In the movie classic Casablanca Rick’s Place is the flashy bistro owned by Humphrey Bogart where all the European exiles cool their heels. In the Arab quarter Sydney Greenstreet runs the Blue Parrot, a seedy dive catering to local clientele. A long time ago some friends of mine – old Middle East hands – set up an imaginary society they called The Blue Parrot Club. Anyone who would rather be in the Blue Parrot than Rick’s Place is automatically a member. The reason I mention this is that I think those of us who live and work in the Middle East as marketing communications professionals need to spend more time in the Blue Parrot and less in Rick’s Place. We need to get much closer to the people and cultures we’re supposed to be reaching.Imagine a group of Chinese writers and marketing guys from Beijing, who don’t speak any language but Mandarin and pidgin English with no experience of British culture, setting up a PR agency in Belfast where they spend all their time hanging out with other members of the Chinese community, not mixing too much with the locals, who don’t want to mix with them anyway. And the PR agency they’ve set up actually aims to implement communications programs in Southern England. Sound bizarre? Well, this is the way the Middle East PR industry has been operating for over a decade. Dubai is, for many very good reasons, the communications hub of the Middle East, not least of which is its openness and cosmopolitan tolerance of Western culture, but there’s a danger that those of us operating out of Dubai assume that working here prepares us to communicate with the surrounding region. How can we communicate with markets we don’t understand or relate to?
I’ve lost count of the number of times I’ve heard advertising, public relations and marketing practitioners working in Dubai express fear and loathing at the prospect of working in Egypt, Iran, Kuwait and especially Saudi Arabia. These are major markets in the region with tremendous wealth and huge populations. The Kingdom of Saudi Arabia alone comprises 70% of the regional economy, has the Gulf’s largest, youngest and fastest-growing population, and is almost invariably the prime target for multinational enterprises. Of course these can be intimidating and exasperating markets to work in, with local customs, prejudices, sensibilities and laws we may not understand or agree with but how can we even begin to plan communications programs directed at the people in these places if we remain reluctant, frustrated outsiders?
‘You bring an expert in communications from England or China or Malaysia to an Arab country and he’s no longer an expert,’ said my colleague Zahra’a Taher, a Bahraini national and managing partner of Bahrain’s leading event management company, T&M Events Com. She has a point. No matter how many communications skills we have, if we don’t understand the language, culture, religion and sensibilities of a place and its people with some degree of intimacy we’re not going to be able to communicate fluently.
I think that the secret to communicating in the Middle East is nothing less than to fall in love with the place and the people. What I mean by this is that we have to be captivated. We have to be committed. We have to be compassionate. We have to care.
When we travel to Saudi Arabia or Egypt or Iran, how many of us venture outside our hotels and conference rooms to get to know the people on their own turf?

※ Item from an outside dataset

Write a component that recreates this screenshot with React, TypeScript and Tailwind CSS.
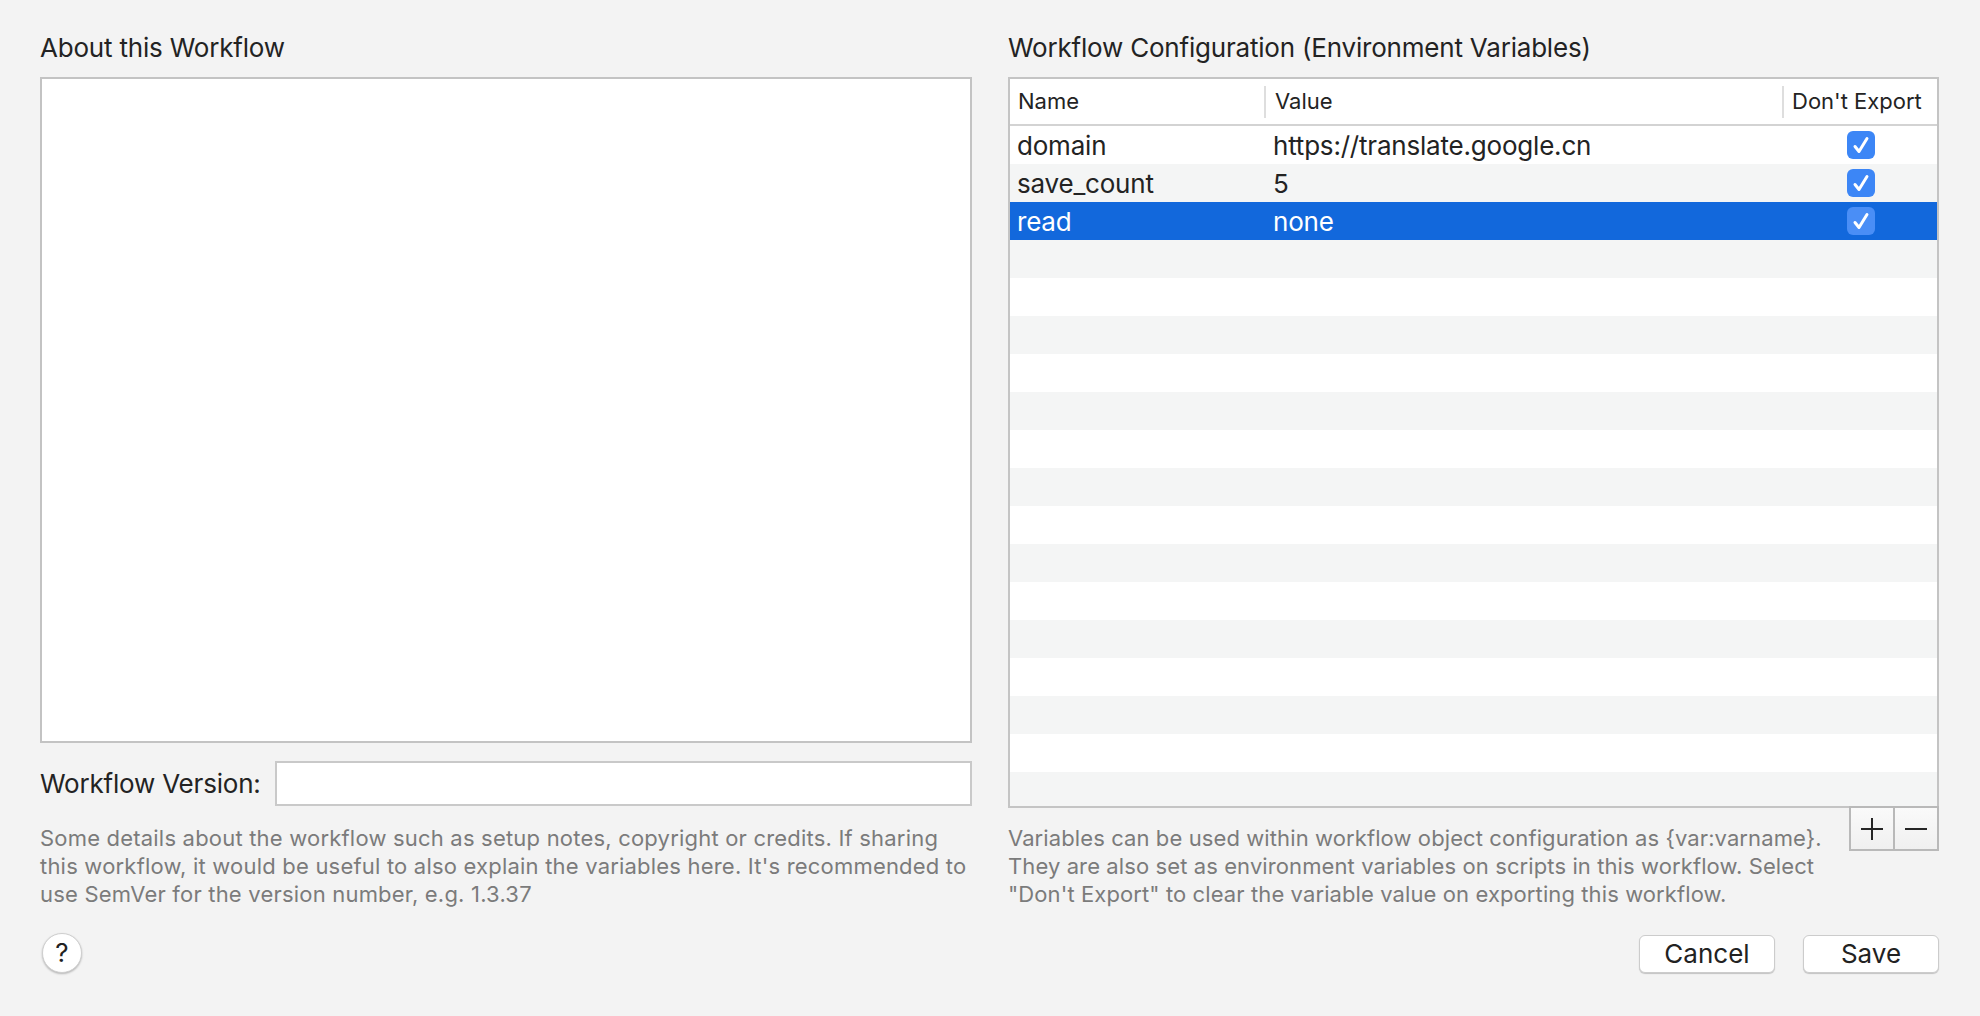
import React from "react";

const rows = [
  { name: "domain", value: "https://translate.google.cn", checked: true },
  { name: "save_count", value: "5", checked: true },
  { name: "read", value: "none", checked: true, selected: true },
];

const configHelp =
  'Variables can be used within workflow object configuration as {var:varname}. They are also set as environment variables on scripts in this workflow. Select "Don\'t Export" to clear the variable value on exporting this workflow.';

const Check: React.FC<{ selected?: boolean }> = ({ selected }) => (
  <svg width="28" height="28" viewBox="0 0 28 28">
    <rect x="0" y="0" width="28" height="28" rx="6" fill={selected ? "#4a8ef6" : "#3c86f6"} />
    <path
      d="M8 15.5 L12 20.5 L20 7.5"
      fill="none"
      stroke="#ffffff"
      strokeWidth="3"
      strokeLinecap="round"
      strokeLinejoin="round"
    />
  </svg>
);

export default function App() {
  // 18 rows fill the visible table body, the last one is cut off
  const body = Array.from({ length: 18 }, (_, i) => rows[i]);

  return (
    <div className="w-[1980px] h-[1016px] bg-[#f3f3f3] font-['Inter',sans-serif] text-[#232323] flex gap-[36px] pl-[40px] overflow-hidden">
      {/* left column */}
      <div className="w-[932px] flex flex-col pt-[32px]">
        <div className="text-[26px] leading-[32px] tracking-[-0.2px]">About this Workflow</div>
        <div className="mt-[13px] h-[666px] bg-white border-2 border-[#c3c3c3]" />

        <div className="mt-[18px] flex items-center h-[45px]">
          <div className="text-[26px] tracking-[-0.2px] w-[235px]">Workflow Version:</div>
          <div className="flex-1 h-[45px] bg-white border-2 border-[#c9c9c9]" />
        </div>

        <p className="mt-[18px] text-[22px] leading-[28px] tracking-[0.2px] text-[#7b7b7b]">
          Some details about the workflow such as setup notes, copyright or credits. If sharing this workflow,
          it would be useful to also explain the variables here. It's recommended to use SemVer for the version
          number, e.g. 1.3.37
        </p>

        <button className="mt-[25px] ml-[2px] w-[40px] h-[40px] rounded-full bg-white border border-[#cfcfcf] shadow-[0_1px_2px_rgba(0,0,0,0.25)] flex items-center justify-center text-[26px] leading-none text-[#222]">
          ?
        </button>
      </div>

      {/* right column */}
      <div className="w-[931px] flex flex-col pt-[32px]">
        <div className="text-[26px] leading-[32px] tracking-[-0.2px]">Workflow Configuration (Environment Variables)</div>

        <div className="mt-[13px] h-[729px] border-2 border-b-0 border-[#c4c4c4] bg-white flex flex-col overflow-hidden">
          {/* header */}
          <div className="h-[45px] shrink-0 flex items-center border-b-2 border-[#d3d3d3] text-[22px] box-content">
            <div className="w-[254px] pl-[8px]">Name</div>
            <div className="w-[2px] h-[32px] bg-[#dedede]" />
            <div className="w-[516px] pl-[9px]">Value</div>
            <div className="w-[2px] h-[32px] bg-[#dedede]" />
            <div className="flex-1 pl-[8px]">Don't Export</div>
          </div>

          {/* body */}
          <div className="flex-1 overflow-hidden">
            {body.map((r, i) => (
              <div
                key={i}
                className={`h-[38px] flex items-center text-[26px] tracking-[-0.2px] ${
                  r?.selected ? "bg-[#1268dc] text-white" : i % 2 === 0 ? "bg-white" : "bg-[#f4f5f5]"
                }`}
              >
                {r && (
                  <>
                    <div className="w-[256px] pl-[7px]">{r.name}</div>
                    <div className="w-[518px] pl-[7px]">{r.value}</div>
                    <div className="flex-1 flex justify-center">
                      <Check selected={r.selected} />
                    </div>
                  </>
                )}
              </div>
            ))}
          </div>
        </div>

        <div className="flex items-start justify-between border-t-2 border-[#c4c4c4]">
          <p className="pt-[16px] w-[820px] text-[22px] leading-[28px] tracking-[0.1px] text-[#7b7b7b]">
            {configHelp}
          </p>
          <div className="flex h-[45px] -mt-[2px] border-2 border-[#b9b9b9] bg-gradient-to-b from-[#fafafa] to-[#f0f0f0]">
            <div className="w-[42px] flex items-center justify-center">
              <svg width="24" height="24" viewBox="0 0 24 24">
                <path d="M12 1 V23 M1 12 H23" stroke="#262626" strokeWidth="2" />
              </svg>
            </div>
            <div className="w-[2px] bg-[#b9b9b9]" />
            <div className="w-[42px] flex items-center justify-center">
              <svg width="24" height="24" viewBox="0 0 24 24">
                <path d="M1 12 H23" stroke="#262626" strokeWidth="2" />
              </svg>
            </div>
          </div>
        </div>

        <div className="mt-[27px] flex justify-end gap-[28px]">
          <button className="w-[136px] h-[38px] rounded-[6px] bg-white border border-[#cccccc] shadow-[0_1px_1px_rgba(0,0,0,0.2)] text-[26px] leading-none text-[#222]">
            Cancel
          </button>
          <button className="w-[136px] h-[38px] rounded-[6px] bg-white border border-[#cccccc] shadow-[0_1px_1px_rgba(0,0,0,0.2)] text-[26px] leading-none text-[#222]">
            Save
          </button>
        </div>
      </div>
    </div>
  );
}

I’m not just talking about dinners with clients and colleagues or sitting in on focus groups. I’m talking about interacting with ordinary people. Seeing how they live, sharing their dreams and frustrations, getting under the skin of the country.

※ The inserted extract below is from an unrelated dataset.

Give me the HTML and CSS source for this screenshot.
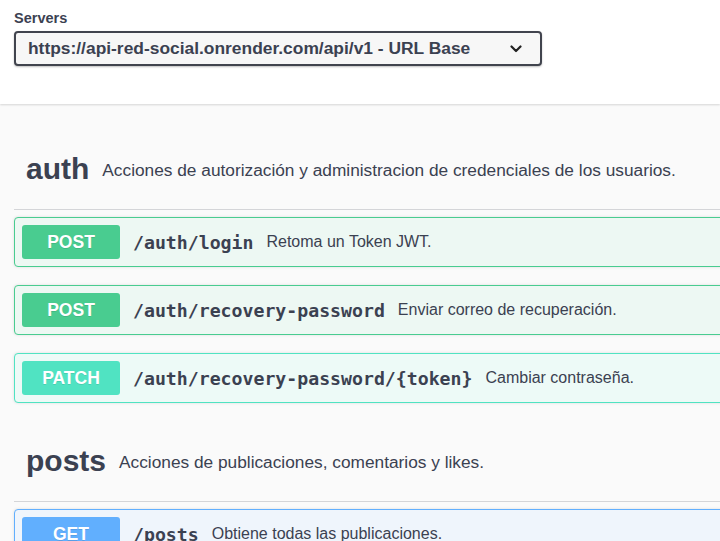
FILE: index.html
```html
<!DOCTYPE html>
<html lang="es">
<head>
<meta charset="utf-8">
<title>API Red Social</title>
<link rel="stylesheet" href="styles.css">
</head>
<body>
<section class="scheme">
  <div class="servers">
    <label class="servers-title">Servers</label>
    <div class="select">
      <span class="select-text">https://api-red-social.onrender.com/api/v1 - URL Base</span>
      <svg class="chevron" width="12" height="8" viewBox="0 0 12 8"><path d="M1.5 1.5 L6 6 L10.5 1.5" fill="none" stroke="#222" stroke-width="2.2" stroke-linecap="round" stroke-linejoin="round"/></svg>
    </div>
  </div>
</section>
<main class="wrapper">
  <section class="tag-section">
    <h3 class="tag"><span class="tag-name">auth</span><small class="tag-desc">Acciones de autorización y administracion de credenciales de los usuarios.</small></h3>
    <div class="opblock post">
      <span class="method">POST</span>
      <span class="path">/auth/login</span>
      <span class="desc">Retoma un Token JWT.</span>
    </div>
    <div class="opblock post">
      <span class="method">POST</span>
      <span class="path">/auth/recovery-password</span>
      <span class="desc">Enviar correo de recuperación.</span>
    </div>
    <div class="opblock patch">
      <span class="method">PATCH</span>
      <span class="path">/auth/recovery-password/{token}</span>
      <span class="desc">Cambiar contraseña.</span>
    </div>
  </section>
  <section class="tag-section">
    <h3 class="tag"><span class="tag-name">posts</span><small class="tag-desc">Acciones de publicaciones, comentarios y likes.</small></h3>
    <div class="opblock get">
      <span class="method">GET</span>
      <span class="path">/posts</span>
      <span class="desc">Obtiene todas las publicaciones.</span>
    </div>
  </section>
</main>
</body>
</html>
```
FILE: styles.css
```css
html, body {
  margin: 0;
  padding: 0;
  overflow: hidden;
}
body {
  background: #fafafa;
  font-family: "Liberation Sans", Arial, sans-serif;
  color: #3b4151;
  height: 541px;
}
.scheme {
  background: #fff;
  height: 104px;
  box-shadow: 0 1px 2px 0 rgba(0, 0, 0, 0.15);
  box-sizing: border-box;
  padding: 10px 0 0 14px;
  position: relative;
}
.servers {
  display: flex;
  flex-direction: column;
}
.servers-title {
  font-size: 14.5px;
  font-weight: bold;
  line-height: 17px;
  margin-bottom: 4px;
}
.select {
  width: 528px;
  height: 35px;
  box-sizing: border-box;
  border: 2px solid #41444e;
  border-radius: 4px;
  background: #f7f7f7;
  box-shadow: 0 1px 2px 0 rgba(0, 0, 0, 0.25);
  display: flex;
  align-items: center;
  padding: 0 18px 0 12px;
  justify-content: space-between;
}
.select-text {
  font-size: 17.4px;
  font-weight: bold;
  color: #3b4151;
}
.wrapper {
  width: 760px;
  padding: 0 14px;
  margin-top: 25px;
}
.tag {
  margin: 0 0 7px;
  height: 80px;
  border-bottom: 1px solid rgba(59, 65, 81, 0.2);
  display: flex;
  align-items: center;
  padding: 0 0 0 12px;
  font-weight: normal;
}
.tag-name {
  font-size: 30px;
  font-weight: bold;
  color: #3b4151;
}
.tag-desc {
  font-size: 17.3px;
  padding-left: 13px;
  color: #3b4151;
  padding-top: 2px;
}
.opblock {
  height: 50px;
  box-sizing: border-box;
  border: 1px solid;
  border-radius: 4px;
  margin-bottom: 18px;
  padding: 0 7px;
  display: flex;
  align-items: center;
  box-shadow: 0 0 3px rgba(0, 0, 0, 0.12);
}
.method {
  width: 98px;
  height: 34px;
  border-radius: 3px;
  color: #fff;
  font-weight: bold;
  font-size: 17.5px;
  display: flex;
  align-items: center;
  justify-content: center;
  text-shadow: 0 1px 0 rgba(0, 0, 0, 0.1);
  flex: none;
}
.path {
  font-family: "DejaVu Sans Mono", "Liberation Mono", monospace;
  font-weight: bold;
  font-size: 18.2px;
  color: #3b4151;
  margin-left: 13px;
}
.desc {
  font-size: 16px;
  margin-left: 13px;
  color: #3b4151;
}
.post {
  background: #edf8f3;
  border-color: #49cc90;
}
.post .method {
  background: #49cc90;
}
.patch {
  background: #edfaf7;
  border-color: #50e3c2;
}
.patch .method {
  background: #50e3c2;
}
.get {
  background: #eff5fc;
  border-color: #61affe;
}
.get .method {
  background: #61affe;
}
```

This may seem like a tall order but there is a way to gain that kind of access and it is by reaching out to young people. By transferring skills and nurturing talent we can win their trust and gain access, insight and understanding that will nourish our work while building a truly local communications industry. A genuine commitment to capacity-building could have a terrific impact on everything from alleviating our own security concerns, to optimizing our use of media, to sending global brand-building messages and rolling out programs that hit the mark. If we truly want to communicate with Middle East markets we have to be passionately involved, invest in the people, stay away from Rick’s Place and join The Blue Parrot Club.